From room temperature up to a certain temperature (550 - 600 °C for most austenitic steels), the design stresses are based on the proof strength of the material.  Above that temperature, the more temperature dependent creep strength will determine the design stress values. As a rule, creep strength is expressed as the creep rupture strength, i.e. the stress that causes rupture after 10 000 or 100 000 hours (Rkm 10 000 and Rkm 100 000).  For components that are more sensitive to deformation, the creep deformation strength, i.e. the stress resulting in a strain of 1% after 10 000 or 100 000 hours (RA1/10 000 and RA1/100 000), should be used as a basis for design calculations.

An often-neglected mechanical property is the ductility.  In a creeping component, stress redistribution due to creep can off-load the heaviest stressed parts, provided the ductility is high enough.  Moreover, the resistance to low cycle fatigue (during start-ups and shut-downs, or major service transients) is proportional to the ductility.
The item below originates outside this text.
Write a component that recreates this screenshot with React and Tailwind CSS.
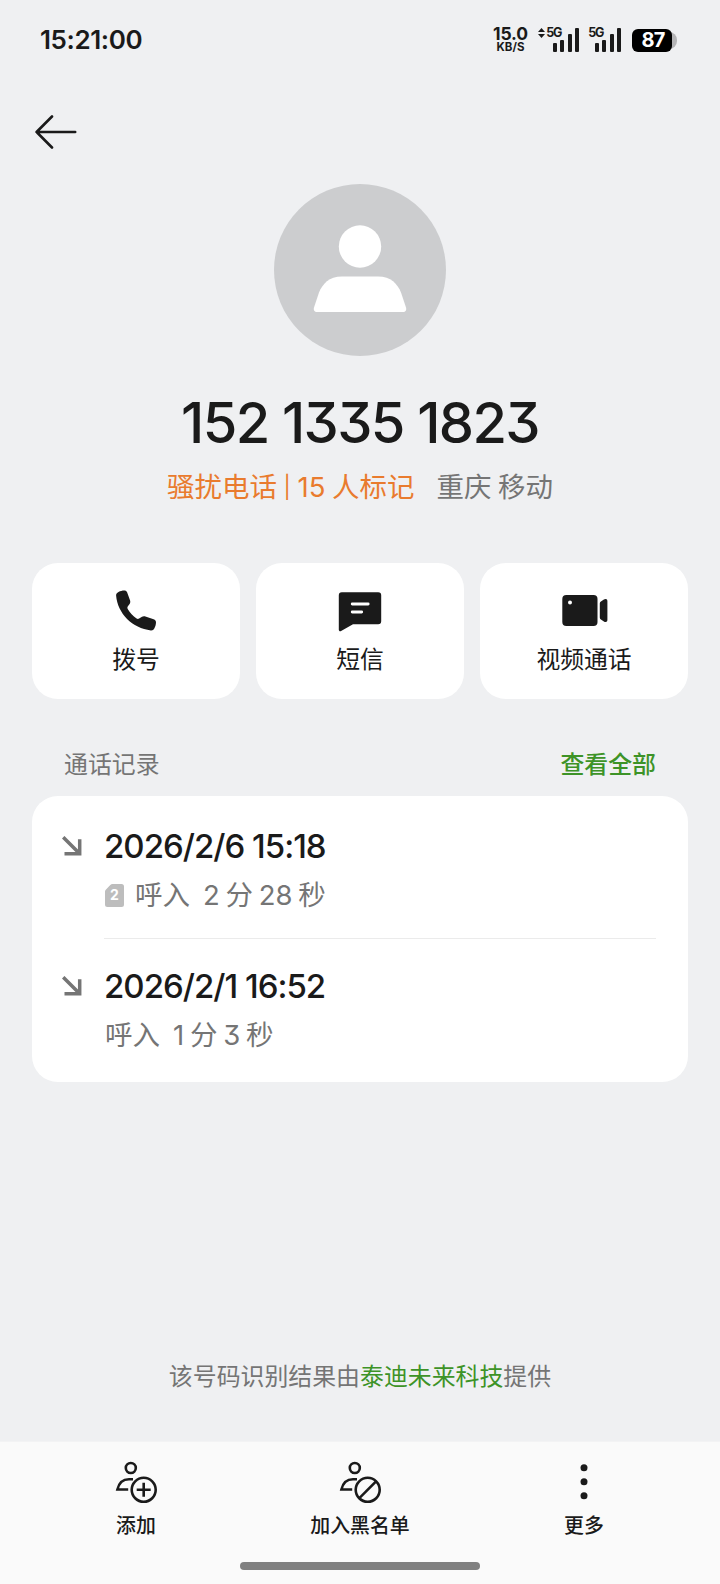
import React from "react";

const signalBars = [9, 12, 18, 24];

function Signal({ arrows }) {
  return (
    <div className={arrows ? "relative h-6 w-[41px]" : "relative h-6 w-8"}>
      {arrows && (
        <svg viewBox="0 0 7 10" className="absolute left-0 top-0 h-[10px] w-[7px]" fill="#1a1a1a">
          <path d="M3.500 0 7 4H0zM3.500 10 0 6h7z" />
        </svg>
      )}
      <span className="absolute right-[18px] top-0 text-[12.500px] leading-[10px] font-bold tracking-[-1.300px]">5G</span>
      <div className="absolute right-0 bottom-0 flex items-end gap-[3.400px]">
        {signalBars.map((height) => (
          <span key={height} className="w-1 rounded-[1px] bg-[#1a1a1a]" style={{ height }} />
        ))}
      </div>
    </div>
  );
}

function StatusBar() {
  return (
    <div className="flex h-20 items-center justify-between pl-[40px] pr-[43px]">
      <span className="text-[26px] leading-8 font-semibold tracking-[-0.400px]">15:21:00</span>
      <div className="flex items-center">
        <div className="mr-[9px] mb-[2px] flex w-[37px] flex-col items-center font-bold">
          <span className="text-[17.500px] leading-[16px] tracking-[-0.100px]">15.0</span>
          <span className="text-[11.500px] leading-[10px]">KB/S</span>
        </div>
        <Signal arrows />
        <div className="ml-[10px] mr-[11px]">
          <Signal />
        </div>
        <div className="relative h-[23px] w-[45px]">
          <span className="absolute right-0 top-[3px] h-[17px] w-3 rounded-r-[8px] bg-[#b4b4b6]" />
          <div className="absolute inset-y-0 left-0 flex w-10 items-center justify-center rounded-[6px] bg-black pl-[2px] text-[20px] leading-none font-bold tracking-[-0.900px] text-white">
            87
          </div>
        </div>
      </div>
    </div>
  );
}

function Avatar() {
  return (
    <svg viewBox="0 0 172 172" className="size-[172px]">
      <circle cx="86" cy="86" r="86" fill="#cccdcf" />
      <circle cx="86" cy="62.5" r="21.2" fill="#fff" />
      <path
        d="M68 92.5h36c13 0 19.500 7.500 23 16l5 15c.8 2.600-.5 4.500-3 4.500H43c-2.500 0-3.800-1.900-3-4.500l5-15c3.500-8.500 10-16 23-16z"
        fill="#fff"
      />
    </svg>
  );
}

function PhoneIcon() {
  return (
    <svg viewBox="0 0 48 48" className="size-12" fill="#1a1a1a">
      <path d="M6.500 5.900C8.300 4.900 10.300 4.400 12.200 4.400C13.600 4.400 14.600 5 15.100 6.300L18 14.300C18.500 15.800 18.300 17 17.600 18L15.700 20.600C15.200 21.400 15.200 22.300 15.700 23.100C18 26.900 20.900 30 24.600 32.500C25.400 33 26.300 33 27.100 32.500L30 30.700C31 30.100 32.100 30 33.400 30.400L41.600 33.300C43.200 33.900 44.100 35 44 36.500C43.900 38.700 43.300 40.700 42.300 42.500C41.600 43.900 40.500 44.500 38.900 44.400C20.500 42.500 5.500 27.500 4.100 9.600C4 7.900 4.900 6.700 6.500 5.900z" />
    </svg>
  );
}

function MessageIcon() {
  return (
    <svg viewBox="0 0 48 48" className="size-12">
      <path
        d="M5.800 6.300h36.400a3 3 0 0 1 3 3v25.900a3 3 0 0 1-3 3H17L5.100 45c-1 .7-2.300.1-2.300-1.200V9.300a3 3 0 0 1 3-3z"
        fill="#1a1a1a"
      />
      <path d="M16.200 18h16M16.200 26h9.500" stroke="#fff" strokeWidth="2.800" strokeLinecap="round" />
    </svg>
  );
}

function VideoIcon() {
  return (
    <svg viewBox="0 0 48 48" className="size-12" fill="#1a1a1a">
      <rect x="2.300" y="9" width="35.200" height="31" rx="4" />
      <circle cx="10" cy="16.500" r="2" fill="#fff" />
      <path d="M39.800 17.500c0-.9.400-1.500 1.100-2l3-1.900c.5-.4 1-.6 1.700-.6 1.200 0 1.800.8 1.800 2.200v18.600c0 1.400-.6 2.200-1.800 2.200-.6 0-1.200-.2-1.700-.6l-3-1.900c-.7-.5-1.100-1.100-1.100-2z" />
    </svg>
  );
}

function ContactIcon({ children }) {
  return (
    <svg viewBox="0 0 44 44" className="size-11" fill="none" stroke="#1a1a1a" strokeWidth="2.600">
      <circle cx="16.800" cy="8" r="5" />
      <path d="M19 19.200h-4C8.500 19.200 5 22.500 3.400 29.500h10.800" />
      <circle cx="29.700" cy="29.800" r="12" />
      {children}
    </svg>
  );
}

function AddIcon() {
  return (
    <ContactIcon>
      <path d="M29.700 22.800v14M22.700 29.800h14" />
    </ContactIcon>
  );
}

function BlockIcon() {
  return (
    <ContactIcon>
      <path d="M38.300 21.200 21.100 38.400" />
    </ContactIcon>
  );
}

function MoreIcon() {
  return (
    <svg viewBox="0 0 44 44" className="size-11" fill="#1a1a1a">
      <circle cx="22" cy="7.700" r="3.500" />
      <circle cx="22" cy="21.700" r="3.500" />
      <circle cx="22" cy="35.700" r="3.500" />
    </svg>
  );
}

function IncomingIcon() {
  return (
    <svg viewBox="0 0 20 20" className="mt-[10px] size-5 shrink-0" fill="none" stroke="#757575" strokeWidth="3.500">
      <path d="M1.200 1.200 17 17M17.700 3.200v14.500H2.500" />
    </svg>
  );
}

function SimBadge() {
  return (
    <span className="relative mr-[11px] flex h-[23px] w-[19px] items-center justify-center text-[14px] leading-none font-bold text-white">
      <svg viewBox="0 0 19 23" className="absolute inset-0 h-full w-full" fill="#bdbdbd">
        <path d="M7.500 0H16.500A2.500 2.500 0 0 1 19 2.500V20.500A2.500 2.500 0 0 1 16.500 23H2.500A2.500 2.500 0 0 1 0 20.500V7.500Q0 6.300 1 5.400L5.300 1Q6.200 0 7.500 0z" />
      </svg>
      <span className="relative">2</span>
    </span>
  );
}

const actions = [
  { label: "拨号", icon: PhoneIcon },
  { label: "短信", icon: MessageIcon },
  { label: "视频通话", icon: VideoIcon },
];

const calls = [
  { date: "2026/2/6 15:18", type: "呼入", duration: "2 分 28 秒", sim: true },
  { date: "2026/2/1 16:52", type: "呼入", duration: "1 分 3 秒", sim: false },
];

const tabs = [
  { label: "添加", icon: AddIcon },
  { label: "加入黑名单", icon: BlockIcon },
  { label: "更多", icon: MoreIcon },
];

export default function App() {
  return (
    <div className="flex h-[1584px] w-[720px] flex-col overflow-hidden bg-[#eff0f2] font-['Inter','Noto_Sans_CJK_SC',sans-serif] text-[#1a1a1a] [font-feature-settings:'cv09'] whitespace-nowrap">
      <StatusBar />

      <header className="flex h-[104px] items-center px-[35px]">
        <svg viewBox="0 0 42 34" className="h-[34px] w-[42px]" fill="none" stroke="#1a1a1a" strokeWidth="2.600" strokeLinecap="round" strokeLinejoin="round">
          <path d="M17 1.500 1.600 17 17 32.500M1.600 17h38.600" />
        </svg>
      </header>

      <section className="flex flex-col items-center">
        <Avatar />
        <h1 className="mt-[35px] text-[56px] leading-[64px] font-medium tracking-[-1.600px]">152 1335 1823</h1>
        <div className="mt-[12px] flex gap-[22px] text-[27.500px] leading-10 font-[370] [word-spacing:-1.200px]">
          <span className="text-[#e97b2e]">
            骚扰电话 <span className="relative -top-[2px] text-[22px] leading-none">|</span> 15 人标记
          </span>
          <span className="text-[#757575]">重庆 移动</span>
        </div>
      </section>

      <section className="mx-8 mt-[56px] grid grid-cols-3 gap-4">
        {actions.map(({ label, icon: Icon }) => (
          <button key={label} className="flex h-[136px] flex-col items-center rounded-[26px] bg-white pt-[23px]">
            <Icon />
            <span className="mt-[10px] text-[23.800px] leading-8">{label}</span>
          </button>
        ))}
      </section>

      <div className="mx-16 mt-[50px] flex h-[47px] items-start justify-between text-[23.900px] leading-8">
        <span className="text-[#757575]">通话记录</span>
        <button className="font-medium text-[#3d9327]">查看全部</button>
      </div>

      <section className="mx-8 h-[286px] rounded-[26px] bg-white px-8">
        {calls.map((call, index) => (
          <div key={call.date} className={index === 0 ? "flex pt-[30px]" : "flex pt-[27px]"}>
            <div className="-ml-[2px] w-[42px] shrink-0">
              <IncomingIcon />
            </div>
            <div className={index === 0 ? "h-[113px] flex-1 border-b border-[#ebebeb]" : "h-[113px] flex-1"}>
              <div className="text-[33px] leading-10 font-medium tracking-[-1px]">{call.date}</div>
              <div className="mt-[9px] ml-px flex items-center text-[27.500px] leading-10 font-[370] text-[#757575]">
                {call.sim && <SimBadge />}
                <span>{call.type}</span>
                <span className="ml-[13px] [word-spacing:-2px]">{call.duration}</span>
              </div>
            </div>
          </div>
        ))}
      </section>

      <p className="mt-auto mb-[48px] text-center text-[23.900px] leading-8 text-[#757575]">
        该号码识别结果由<span className="text-[#3d9327]">泰迪未来科技</span>提供
      </p>

      <nav className="flex h-[143px] flex-col items-center border-t border-[#f3f3f4] bg-[#fafafa]">
        <div className="grid w-[672px] grid-cols-3">
          {tabs.map(({ label, icon: Icon }) => (
            <button key={label} className="flex flex-col items-center pt-[18px] text-[19.900px] leading-7 font-medium">
              <Icon />
              <span className="mt-[8px]">{label}</span>
            </button>
          ))}
        </div>
        <div className="mt-auto mb-[14px] h-2 w-60 shrink-0 rounded-full bg-[#808080]" />
      </nav>
    </div>
  );
}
The MA alloys have higher proof strength values at room temperature as well as at elevated temperatures.  This is mainly a result of the higher nitrogen (and carbon for 253 MA) contents in these two alloys.

The higher nitrogen content is also the main reason for the MA alloys' higher creep strength  -  a strength that does not decrease so rapidly with increasing temperature as it does for common HT alloys.